Uneven Application of Rules
Over the last year, husband and wife have battled the county on multiple fronts. O'Connell-Nowain's case went to trial, where her lawyer argued she was being punished for her speech. The jury deadlocked on a charge that she had delayed a police officer but convicted her of disrupting a public meeting.
The couple has argued the board has not applied rules evenly. A year before Nowain's arrest, and just two months after his wife's arrest, another woman staged a similar protest, sitting in front of the room for more than an hour. The county lawyer said at the time she was not impeding the meeting, and deputies were not called to the scene.
Meanwhile, Nowain's employment case went to arbitration. The former director of the Health and Human Services Agency testified that elected official Kevin Crye and the county's chief executive, David Rickert, had pressured her to fire Nowain. The arbitrator ruled in Nowain's favor, finding he had been wrongfully fired and ordering the county to restore his employment with back pay.
House Arrest Instead of Jail
In late January, O'Connell-Nowain prepared to go to jail, carrying $200 cash for the commissary as advised by a bailiff. Instead, after spending a few hours in custody where officers had to bring child-size handcuffs after full-size restraints kept slipping off her wrists, she was informed she was being released for good behavior and would be on house arrest for 45 days.
Nowain suspects his wife's health issues—she has both epilepsy and asthma—and her desire to report from the detention center might have been behind the sudden change. Instead of investigating the jail, O'Connell-Nowain's time has been spent at home, writing about her experiences and sending emails to the county board of supervisors. She plans to appeal her conviction.
A Bellwether for National Politics
The couple wants to see the board return to handling county budgets without applying ideology and respecting employees.
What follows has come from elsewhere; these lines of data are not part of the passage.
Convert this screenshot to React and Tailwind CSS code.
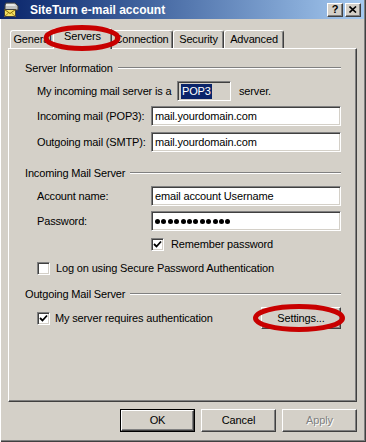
import React from "react";

const raised =
  "bg-[#d4d0c8] border border-t-white border-l-white border-r-[#404040] border-b-[#404040] shadow-[inset_-1px_-1px_0_#808080]";
const sunken =
  "border border-t-[#808080] border-l-[#808080] border-r-white border-b-white shadow-[inset_1px_1px_0_#404040,inset_-1px_-1px_0_#d4d0c8]";

const TitleIcon = () => (
  <svg width="17" height="17" viewBox="0 0 17 17">
    <path d="M3 2 L12 2 L15 5 L15 9 L2 9 L2 4 Z" fill="#c0c0c0" stroke="#404040" strokeWidth="1" />
    <path d="M3 3 L11 3 L13 5 L3 5 Z" fill="#e8e8e8" />
    <rect x="1.5" y="8.5" width="11" height="7" fill="#f4e060" stroke="#404040" strokeWidth="1" />
    <path d="M1.5 8.5 L7 12.5 L12.5 8.5" fill="none" stroke="#806000" strokeWidth="1" />
    <path d="M1.5 15.5 L5.5 12 M12.5 15.5 L8.5 12" fill="none" stroke="#a08020" strokeWidth="1" />
  </svg>
);

const Check = ({ checked }) => (
  <div className={`w-[13px] h-[13px] bg-white shrink-0 flex items-center justify-center ${sunken}`}>
    {checked && (
      <svg width="9" height="9" viewBox="0 0 9 9">
        <path d="M1 4 L3.5 6.5 L8 1.5" fill="none" stroke="#000" strokeWidth="1.8" />
      </svg>
    )}
  </div>
);

const GroupHeader = ({ label, mt }) => (
  <div className={`flex items-center h-[14px] pl-[16px] pr-[15px] ${mt}`}>
    <span>{label}</span>
    <div className="flex-1 ml-[5px] h-[2px] border-t border-t-[#808080] border-b border-b-white" />
  </div>
);

const TextRow = ({ label, value, mt, children }) => (
  <div className={`flex items-center h-[20px] pl-[28px] pr-[15px] ${mt}`}>
    <span className="w-[114px] shrink-0">{label}</span>
    <div className={`flex-1 h-[20px] bg-white flex items-center pl-[3px] ${sunken}`}>
      {children || value}
    </div>
  </div>
);

const tabs = [
  { name: "General", w: "w-[45px]" },
  { name: "Servers", w: "w-[59px]", active: true },
  { name: "Connection", w: "w-[63px]" },
  { name: "Security", w: "w-[51px]" },
  { name: "Advanced", w: "w-[60px]" },
];

const Tab = ({ name, w, active }) =>
  active ? (
    <div
      className={`${w} -mx-[2px] h-[21px] -mb-[1px] relative z-10 bg-[#d4d0c8] border-t border-l border-t-white border-l-white border-r border-r-[#404040] rounded-t-[3px] shadow-[inset_-1px_0_0_#808080] flex items-start justify-center pt-[2px]`}
    >
      {name}
    </div>
  ) : (
    <div
      className={`${w} h-[18px] bg-[#d4d0c8] border-t border-l border-t-white border-l-white border-r border-r-[#404040] rounded-t-[3px] shadow-[inset_-1px_0_0_#808080] flex items-center justify-center pb-[1px] overflow-hidden whitespace-nowrap`}
    >
      {name}
    </div>
  );

const Button = ({ children, def, disabled, w = "w-[75px]", h = "h-[23px]" }) => (
  <div className={`${w} ${h} ${def ? "border border-black" : ""}`}>
    <div
      className={`w-full h-full flex items-center justify-center ${raised} ${
        disabled ? "text-[#808080] [text-shadow:1px_1px_0_#fff]" : ""
      }`}
    >
      {children}
    </div>
  </div>
);

export default function App() {
  return (
    <div className="w-[366px] h-[442px] bg-[#d4d0c8] relative overflow-hidden flex flex-col font-['Liberation_Sans',Arial,sans-serif] text-[11px] tracking-[-0.15px] text-black leading-none shadow-[inset_1px_0_0_#fff,inset_-1px_-1px_0_#404040,inset_-2px_-2px_0_#808080]">
      {/* title bar */}
      <div className="h-[19px] mr-[2px] flex items-center pl-[3px] pr-[3px] bg-gradient-to-r from-[#0a246a] to-[#a6caf0]">
        <TitleIcon />
        <span className="ml-[10px] text-white font-bold text-[12px] tracking-normal">SiteTurn e-mail account</span>
        <div className="ml-auto flex gap-[2px]">
          <div className={`w-[16px] h-[14px] flex items-center justify-center font-bold text-[11px] ${raised}`}>?</div>
          <div className={`w-[16px] h-[14px] flex items-center justify-center ${raised}`}>
            <svg width="8" height="7" viewBox="0 0 8 7">
              <path d="M0.5 0.5 L7 6.5 M7 0.5 L0.5 6.5" stroke="#000" strokeWidth="1.6" />
            </svg>
          </div>
        </div>
      </div>

      {/* tabs */}
      <div className="mt-[9px] h-[20px] pl-[10px] flex items-end">
        {tabs.map((t) => (
          <Tab key={t.name} {...t} />
        ))}
      </div>

      {/* panel */}
      <div className="ml-[8px] w-[349px] h-[354px] border-t border-l border-t-white border-l-white border-r border-b border-r-[#404040] border-b-[#404040] shadow-[inset_-1px_-1px_0_#808080] flex flex-col">
        <GroupHeader label="Server Information" mt="mt-[12px]" />
        <div className="flex items-center h-[20px] pl-[28px] mt-[6px]">
          <span className="w-[140px] shrink-0 whitespace-nowrap">My incoming mail server is a</span>
          <div className={`w-[54px] h-[20px] flex items-center pl-[3px] ${sunken}`}>
            <span className="bg-[#0a246a] text-white px-[1px] py-[2px]">POP3</span>
          </div>
          <span className="ml-[8px]">server.</span>
        </div>
        <TextRow label="Incoming mail (POP3):" value="mail.yourdomain.com" mt="mt-[5px]" />
        <TextRow label="Outgoing mail (SMTP):" value="mail.yourdomain.com" mt="mt-[6px]" />

        <GroupHeader label="Incoming Mail Server" mt="mt-[14px]" />
        <TextRow label="Account name:" value="email account Username" mt="mt-[6px]" />
        <TextRow label="Password:" mt="mt-[5px]">
          <div className="flex gap-[1.4px]">
            {Array.from({ length: 12 }).map((_, i) => (
              <span key={i} className="w-[5px] h-[5px] rounded-full bg-black" />
            ))}
          </div>
        </TextRow>
        <div className="flex items-center h-[13px] pl-[142px] mt-[7px]">
          <Check checked />
          <span className="ml-[7px]">Remember password</span>
        </div>
        <div className="flex items-center h-[13px] pl-[28px] mt-[11px]">
          <Check />
          <span className="ml-[6px]">Log on using Secure Password Authentication</span>
        </div>

        <GroupHeader label="Outgoing Mail Server" mt="mt-[12px]" />
        <div className="flex items-center h-[22px] pl-[28px] pr-[15px] mt-[6px]">
          <Check checked />
          <span className="ml-[5px]">My server requires authentication</span>
          <div className="ml-auto">
            <Button w="w-[80px]" h="h-[22px]">Settings...</Button>
          </div>
        </div>
      </div>

      {/* buttons */}
      <div className="mt-[7px] flex justify-end gap-[6px] pr-[9px]">
        <Button def>OK</Button>
        <Button>Cancel</Button>
        <Button disabled>Apply</Button>
      </div>

      {/* red annotation ellipses */}
      <svg className="absolute left-0 top-0 pointer-events-none z-20" width="366" height="442">
        <ellipse cx="82" cy="38" rx="36" ry="10.5" fill="none" stroke="#c80000" strokeWidth="5" />
        <ellipse cx="299" cy="318" rx="43.5" ry="11.5" fill="none" stroke="#c80000" strokeWidth="5" />
      </svg>
    </div>
  );
}
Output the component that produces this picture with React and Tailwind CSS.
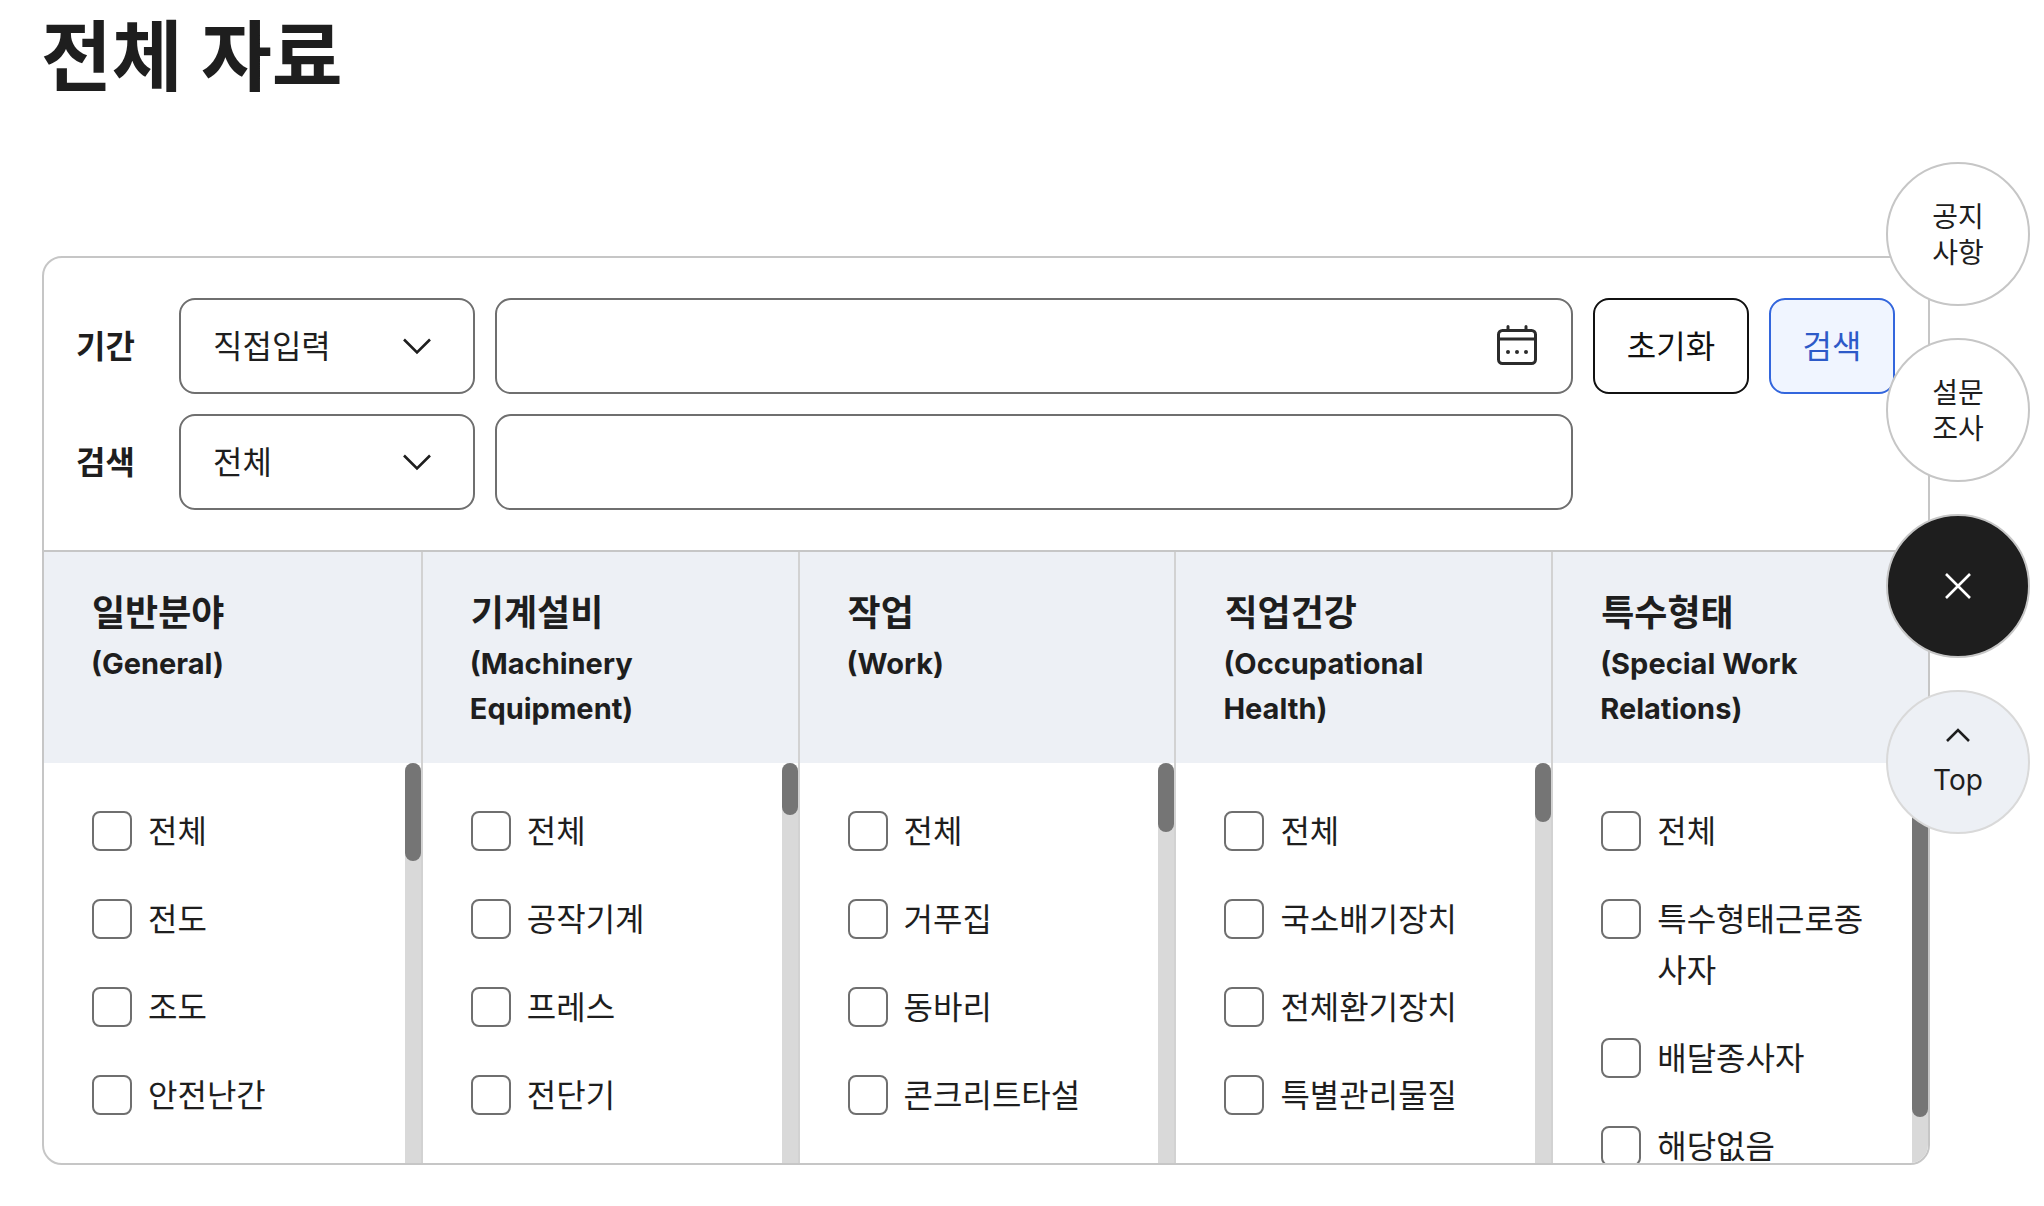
import React from "react";

const columns = [
  { t: "일반분야", s: "(General)", items: ["전체", "전도", "조도", "안전난간"], thumb: "h-[98px]" },
  { t: "기계설비", s: "(Machinery Equipment)", items: ["전체", "공작기계", "프레스", "전단기"], thumb: "h-[52px]" },
  { t: "작업", s: "(Work)", items: ["전체", "거푸집", "동바리", "콘크리트타설"], thumb: "h-[69px]" },
  { t: "직업건강", s: "(Occupational Health)", items: ["전체", "국소배기장치", "전체환기장치", "특별관리물질"], thumb: "h-[59px]" },
  { t: "특수형태", s: "(Special Work Relations)", items: ["전체", "특수형태근로종사자", "배달종사자", "해당없음"], thumb: "h-[354px]" },
];

function Chevron() {
  return (
    <svg width="30" height="18" viewBox="0 0 30 18" fill="none" stroke="#1e1e1e" strokeWidth="2.6" className="shrink-0">
      <path d="M2 2.5 L15 15.5 L28 2.5" />
    </svg>
  );
}

function Select({ label }) {
  return (
    <div className="flex h-[96px] w-[296px] shrink-0 items-center justify-between rounded-[16px] border-2 border-[#6f6f6f] bg-white pl-[32px] pr-[41px] text-[32px] text-[#1e1e1e]">
      <span className="pt-[2px]">{label}</span>
      <Chevron />
    </div>
  );
}

function Column({ col, first }) {
  return (
    <div className={`relative flex min-w-0 flex-col ${first ? "" : "border-l-2 border-[#d2d2d2]"}`}>
      <div className="h-[211px] shrink-0 bg-[#edf0f5] pl-[48px] pr-[40px] pt-[33px] text-[#1e1e1e]">
        <div className="text-[36px] font-bold leading-[56px]">{col.t}</div>
        <div className="-ml-[1px] text-[29px] font-bold leading-[45px]">{col.s}</div>
      </div>
      <div className="relative min-h-0 flex-1 overflow-hidden">
        <ul className="flex flex-col gap-[37px] pl-[48px] pr-[46px] pt-[43px]">
          {col.items.map((it) => (
            <li key={it} className="flex items-start gap-[16px]">
              <span className="mt-[5px] h-[40px] w-[40px] shrink-0 rounded-[8px] border-2 border-[#6f6f6f] bg-white" />
              <span className="text-[32px] leading-[51px] text-[#1e1e1e]">{it}</span>
            </li>
          ))}
        </ul>
        <div className="absolute bottom-0 right-0 top-0 w-[16px] rounded-full bg-[#d9d9d9]">
          <div className={`w-[16px] rounded-full bg-[#757575] ${col.thumb}`} />
        </div>
      </div>
    </div>
  );
}

function Circle({ children, className }) {
  return (
    <button className={`flex h-[144px] w-[144px] flex-col items-center justify-center rounded-full border-2 text-[28px] leading-[36px] ${className}`}>
      {children}
    </button>
  );
}

export default function App() {
  return (
    <div className="relative h-[1206px] overflow-hidden bg-white pl-[42px] font-['Inter','Noto_Sans_CJK_KR',sans-serif] text-[#1e1e1e]">
      <h1 className="-ml-[1px] h-[256px] pt-[9px] text-[77px] font-bold leading-[96px]">전체 자료</h1>
      <div className="flex h-[909px] w-[1888px] flex-col overflow-hidden rounded-[20px] border-2 border-[#c6c6c6]">
        <div className="flex shrink-0 flex-col gap-[20px] border-b-2 border-[#c6c6c6] pb-[40px] pl-[32px] pt-[40px]">
          <div className="flex items-center gap-[20px]">
            <div className="-mr-[20px] w-[103px] shrink-0 pt-[2px] text-[32px] font-bold">기간</div>
            <Select label="직접입력" />
            <div className="flex h-[96px] w-[1078px] shrink-0 items-center justify-end rounded-[16px] border-2 border-[#6f6f6f] bg-white pr-[33px]">
              <svg width="42" height="42" viewBox="0 0 42 42" fill="none" stroke="#2b2b2b" strokeWidth="3">
                <rect x="2.5" y="5.5" width="37" height="33" rx="4" />
                <path d="M2.5 14 H39.5" />
                <path d="M12 1.5 V5 M30 1.5 V5" strokeLinecap="round" />
                <circle cx="12" cy="27" r="2" fill="#2b2b2b" stroke="none" />
                <circle cx="21" cy="27" r="2" fill="#2b2b2b" stroke="none" />
                <circle cx="30" cy="27" r="2" fill="#2b2b2b" stroke="none" />
              </svg>
            </div>
            <button className="h-[96px] w-[156px] shrink-0 rounded-[16px] border-2 border-[#111111] bg-white pt-[2px] text-[32px] text-[#111111]">초기화</button>
            <button className="h-[96px] w-[126px] shrink-0 rounded-[16px] border-2 border-[#3366dd] bg-[#f0f5ff] pt-[2px] text-[32px] text-[#2d5ac8]">검색</button>
          </div>
          <div className="flex items-center gap-[20px]">
            <div className="-mr-[20px] w-[103px] shrink-0 pt-[2px] text-[32px] font-bold">검색</div>
            <Select label="전체" />
            <div className="h-[96px] w-[1078px] shrink-0 rounded-[16px] border-2 border-[#6f6f6f] bg-white" />
          </div>
        </div>
        <div className="grid min-h-0 flex-1 grid-cols-5">
          {columns.map((c, i) => (
            <Column key={c.t} col={c} first={i === 0} />
          ))}
        </div>
      </div>

      <div className="absolute right-[14px] top-[162px] flex flex-col gap-[32px]">
        <Circle className="border-[#c6c6c6] bg-white pt-[2px]"><span>공지</span><span>사항</span></Circle>
        <Circle className="border-[#c6c6c6] bg-white pt-[2px]"><span>설문</span><span>조사</span></Circle>
        <Circle className="border-[#c6c6c6] bg-[#1e1e1e]">
          <svg width="30" height="30" viewBox="0 0 30 30" fill="none" stroke="#ffffff" strokeWidth="2.6"><path d="M3 3 L27 27 M27 3 L3 27" /></svg>
        </Circle>
        <Circle className="border-[#d9d9d9] bg-[#edf0f5]">
          <svg width="26" height="16" viewBox="0 0 26 16" fill="none" stroke="#1e1e1e" strokeWidth="2.6" className="mb-[19px]"><path d="M2 14 L13 3 L24 14" /></svg>
          <span>Top</span>
        </Circle>
      </div>
    </div>
  );
}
They say they frequently field calls from county workers who feel they were fired unfairly—even more so since Nowain won his arbitration.
But they hope their ordeal might be useful far beyond their small community. "Shasta County is a bellwether," Nowain argued, "and if residents here can push back against extremist politics, perhaps that can provide a blueprint for the rest of the country."
"Any way that we fight it here, any way that we're successful here, is a way to successfully fight the erosion of our rights," O'Connell-Nowain concluded, seeing their local struggle as part of a larger national pattern of political division and free speech challenges.